The 2010 Affordable Care Act (ACA) called for significant Medicare savings. All told, the Congressional Budget Office projected that the law would trim over $400 billion from Medicare spending during 2010-2019, reducing the program’s annual growth rate from 6.8 percent to 5.5 percent.
Those savings were enabled, at least in the case of hospitals, by the promise of expanding insurance coverage that would bring in more insured patients (and thus more revenues to help offset the Medicare cuts). Yet some observers in the health industry no doubt assumed that the ACA’s payment reductions could be reversed over time. After all, they had seen Congress repeatedly cancel scheduled payment cuts to Medicare physicians in the annual melodrama surrounding the Sustainable Growth Rate.

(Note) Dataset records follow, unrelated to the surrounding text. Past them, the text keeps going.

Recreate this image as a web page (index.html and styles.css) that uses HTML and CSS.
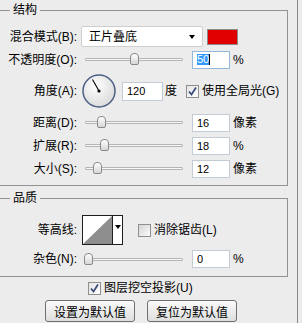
FILE: index.html
```html
<!DOCTYPE html>
<html lang="zh">
<head>
  <meta charset="UTF-8">
  <title>投影</title>
  <link rel="stylesheet" href="styles.css">
</head>
<body>
  <div class="panel">
    <!-- 结构 -->
    <fieldset class="group group-structure">
      <legend>结构</legend>

      <div class="row">
        <label class="lbl">混合模式(B):</label>
        <div class="select"><span>正片叠底</span><i class="caret"></i></div>
        <div class="swatch"></div>
      </div>

      <div class="row">
        <label class="lbl">不透明度(O):</label>
        <div class="slider"><div class="track"></div><div class="thumb" style="left:45px"></div></div>
        <div class="num focus"><span class="sel">50</span><i class="cursor"></i></div>
        <span class="unit">%</span>
      </div>

      <div class="row row-angle">
        <label class="lbl">角度(A):</label>
        <svg class="dial" width="34" height="34" viewBox="0 0 34 34">
          <defs>
            <radialGradient id="dialFill" cx="40%" cy="35%" r="70%">
              <stop offset="0" stop-color="#ffffff"/>
              <stop offset="1" stop-color="#d9d9d9"/>
            </radialGradient>
          </defs>
          <circle cx="17" cy="17" r="16" fill="url(#dialFill)" stroke="#4d5f86" stroke-width="1.5"/>
          <line x1="17" y1="17" x2="10.5" y2="5.5" stroke="#000" stroke-width="1.1"/>
          <circle cx="17" cy="17" r="1.6" fill="#000"/>
        </svg>
        <div class="num num-angle">120</div>
        <span class="unit">度</span>
        <span class="check on global">
          <svg width="11" height="11" viewBox="0 0 11 11"><path d="M2 5.5 L4.5 8.5 L9 1.5" fill="none" stroke="#3b4f7a" stroke-width="1.8"/></svg>
        </span>
        <span class="check-text">使用全局光(G)</span>
      </div>

      <div class="row">
        <label class="lbl">距离(D):</label>
        <div class="slider"><div class="track"></div><div class="thumb" style="left:12px"></div></div>
        <div class="num">16</div>
        <span class="unit">像素</span>
      </div>

      <div class="row">
        <label class="lbl">扩展(R):</label>
        <div class="slider"><div class="track"></div><div class="thumb" style="left:15px"></div></div>
        <div class="num">18</div>
        <span class="unit">%</span>
      </div>

      <div class="row">
        <label class="lbl">大小(S):</label>
        <div class="slider"><div class="track"></div><div class="thumb" style="left:8px"></div></div>
        <div class="num">12</div>
        <span class="unit">像素</span>
      </div>
    </fieldset>

    <!-- 品质 -->
    <fieldset class="group group-quality">
      <legend>品质</legend>

      <div class="row row-contour">
        <label class="lbl">等高线:</label>
        <div class="contour">
          <svg class="curve" width="29" height="28" viewBox="0 0 29 28">
            <polygon points="0,28 29,0 29,28" fill="#8e8e8e"/>
          </svg>
          <div class="contour-drop"><i class="caret"></i></div>
        </div>
        <span class="check anti"></span>
        <span class="check-text">消除锯齿(L)</span>
      </div>

      <div class="row row-noise">
        <label class="lbl">杂色(N):</label>
        <div class="slider"><div class="track"></div><div class="thumb" style="left:-1px"></div></div>
        <div class="num">0</div>
        <span class="unit">%</span>
      </div>
    </fieldset>

    <div class="knockout">
      <span class="check on">
        <svg width="11" height="11" viewBox="0 0 11 11"><path d="M2 5.5 L4.5 8.5 L9 1.5" fill="none" stroke="#3b4f7a" stroke-width="1.8"/></svg>
      </span>
      <span class="check-text">图层挖空投影(U)</span>
    </div>

    <div class="buttons">
      <button class="btn">设置为默认值</button>
      <button class="btn">复位为默认值</button>
    </div>
  </div>
</body>
</html>
```

FILE: styles.css
```css
body {
  margin: 0;
  background: #ececec;
  font-family: "Liberation Sans", "Noto Sans CJK SC", sans-serif;
  font-size: 12px;
  line-height: 16px;
  color: #000;
}

.panel {
  width: 297px;
  height: 323px;
  border-right: 1px solid #8a8a8a;
  overflow: hidden;
}

/* 分组框 */
.group {
  box-sizing: border-box;
  width: 288px;
  min-width: 0;
  margin: 2px 0 0 0;
  padding: 7px 0 5px 0;
  border: 1px solid #929292;
  border-left: none;
}

.group legend {
  margin-left: 10px;
  padding: 0 3px;
  font-size: 12px;
  line-height: 16px;
}

.group-quality {
  margin-top: 4px;
  padding: 6px 0 6px 0;
}

.row {
  display: flex;
  align-items: center;
  height: 23px;
}

.row-angle { height: 40px; }
.row-contour { height: 36px; }
.row-noise { height: 22px; }

.lbl {
  flex: 0 0 77px;
  display: flex;
  justify-content: flex-end;
  white-space: nowrap;
}

/* 下拉框 */
.select {
  box-sizing: border-box;
  width: 122px;
  height: 21px;
  margin-left: 4px;
  padding: 0 7px;
  display: flex;
  align-items: center;
  justify-content: space-between;
  background: #fff;
  border: 1px solid #cfcfcf;
  border-radius: 2px;
}

.caret {
  width: 0;
  height: 0;
  border-left: 3px solid transparent;
  border-right: 3px solid transparent;
  border-top: 4px solid #000;
}

.swatch {
  box-sizing: border-box;
  width: 31px;
  height: 16px;
  margin-left: 4px;
  background: #e00000;
  border: 1px solid #8c8c8c;
}

/* 滑块 */
.slider {
  position: relative;
  width: 98px;
  height: 13px;
  margin-left: 8px;
}

.track {
  position: absolute;
  left: 0;
  right: 0;
  top: 5px;
  height: 1px;
  background: #f8f8f8;
  border: 1px solid #b4b4b4;
  border-radius: 1px;
}

.thumb {
  position: absolute;
  top: 0;
  box-sizing: border-box;
  width: 9px;
  height: 12px;
  background: linear-gradient(#ffffff, #d6d6d6);
  border: 1px solid #8a8a8a;
  border-radius: 4px 4px 2px 2px;
}

/* 数值框 */
.num {
  box-sizing: border-box;
  width: 38px;
  height: 18px;
  margin-left: 9px;
  padding-left: 4px;
  display: flex;
  align-items: center;
  background: #fff;
  border: 1px solid #c3ccd6;
  font-size: 11px;
}

.num.focus { border-color: #94b8dc; }

.num .sel {
  background: #3399ff;
  color: #fff;
  line-height: 11px;
}

.num .cursor {
  width: 1px;
  height: 11px;
  background: #000;
}

.num-angle {
  width: 41px;
  height: 19px;
  margin-left: 6px;
}

.unit { margin-left: 3px; }

.row-angle .unit { margin-left: 2px; }

.dial { margin-left: 5px; }

/* 复选框 */
.check {
  box-sizing: border-box;
  width: 13px;
  height: 13px;
  display: flex;
  align-items: center;
  justify-content: center;
  border: 1px solid #8f8f8f;
  background: linear-gradient(135deg, #d4d4d4, #fbfbfb);
}

.check.on { background: linear-gradient(135deg, #e4e4e4, #ffffff); }

.check.global { margin-left: 9px; }
.check.anti { margin-left: 15px; }

.check-text {
  margin-left: 3px;
  white-space: nowrap;
}

/* 等高线 */
.contour {
  box-sizing: border-box;
  width: 41px;
  height: 30px;
  margin-left: 5px;
  display: flex;
  background: #fff;
  border: 1px solid #1e1e1e;
}

.contour-drop {
  flex: 1;
  display: flex;
  justify-content: center;
  padding-top: 9px;
  border-left: 1px solid #1e1e1e;
}

.knockout {
  display: flex;
  align-items: center;
  height: 22px;
  padding-left: 88px;
}

.buttons {
  display: flex;
  gap: 12px;
  margin-top: 1px;
  padding-left: 45px;
}

.btn {
  width: 90px;
  height: 22px;
  padding: 0;
  font-family: inherit;
  font-size: 12px;
  color: #000;
  background: linear-gradient(#fafafa, #dedede);
  border: 1px solid #707070;
  border-radius: 3px;
}
```
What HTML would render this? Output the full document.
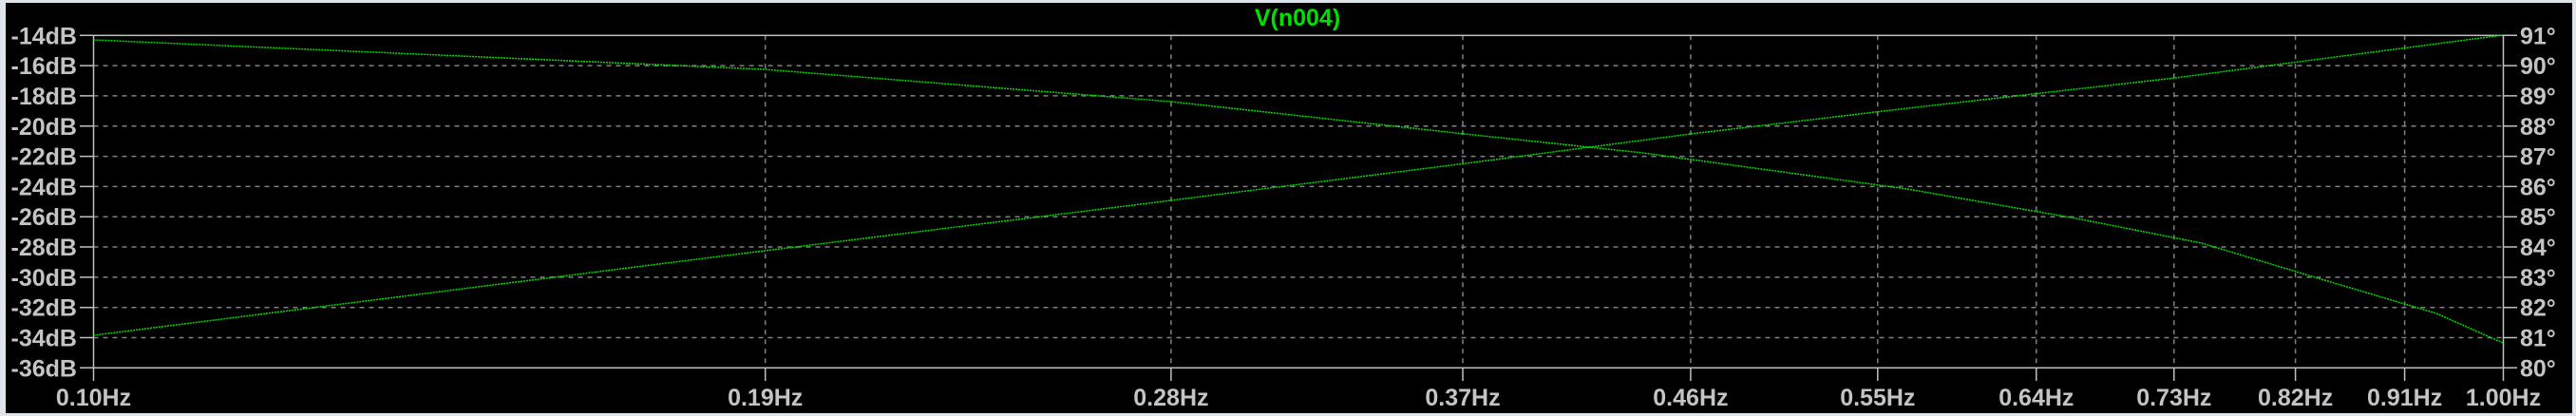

Why couldn’t the health care industry similarly expect to evade the ACA’s cost controls? In coming years, the industry could argue that any payment cuts would jeopardize patients’ access to care. And given that Medicare’s own actuary cast doubt on how realistic the projected savings were, the odds must have seemed good to hospitals and other providers that they could sooner or later count on SGR-like relief from Washington. Health reform offered an appealing political and business strategy: initially accept the projected cuts in the ACA, then gain more paying customers through the implementation of insurance expansion, and, finally, work to reverse the cuts and “unbend” the cost curve.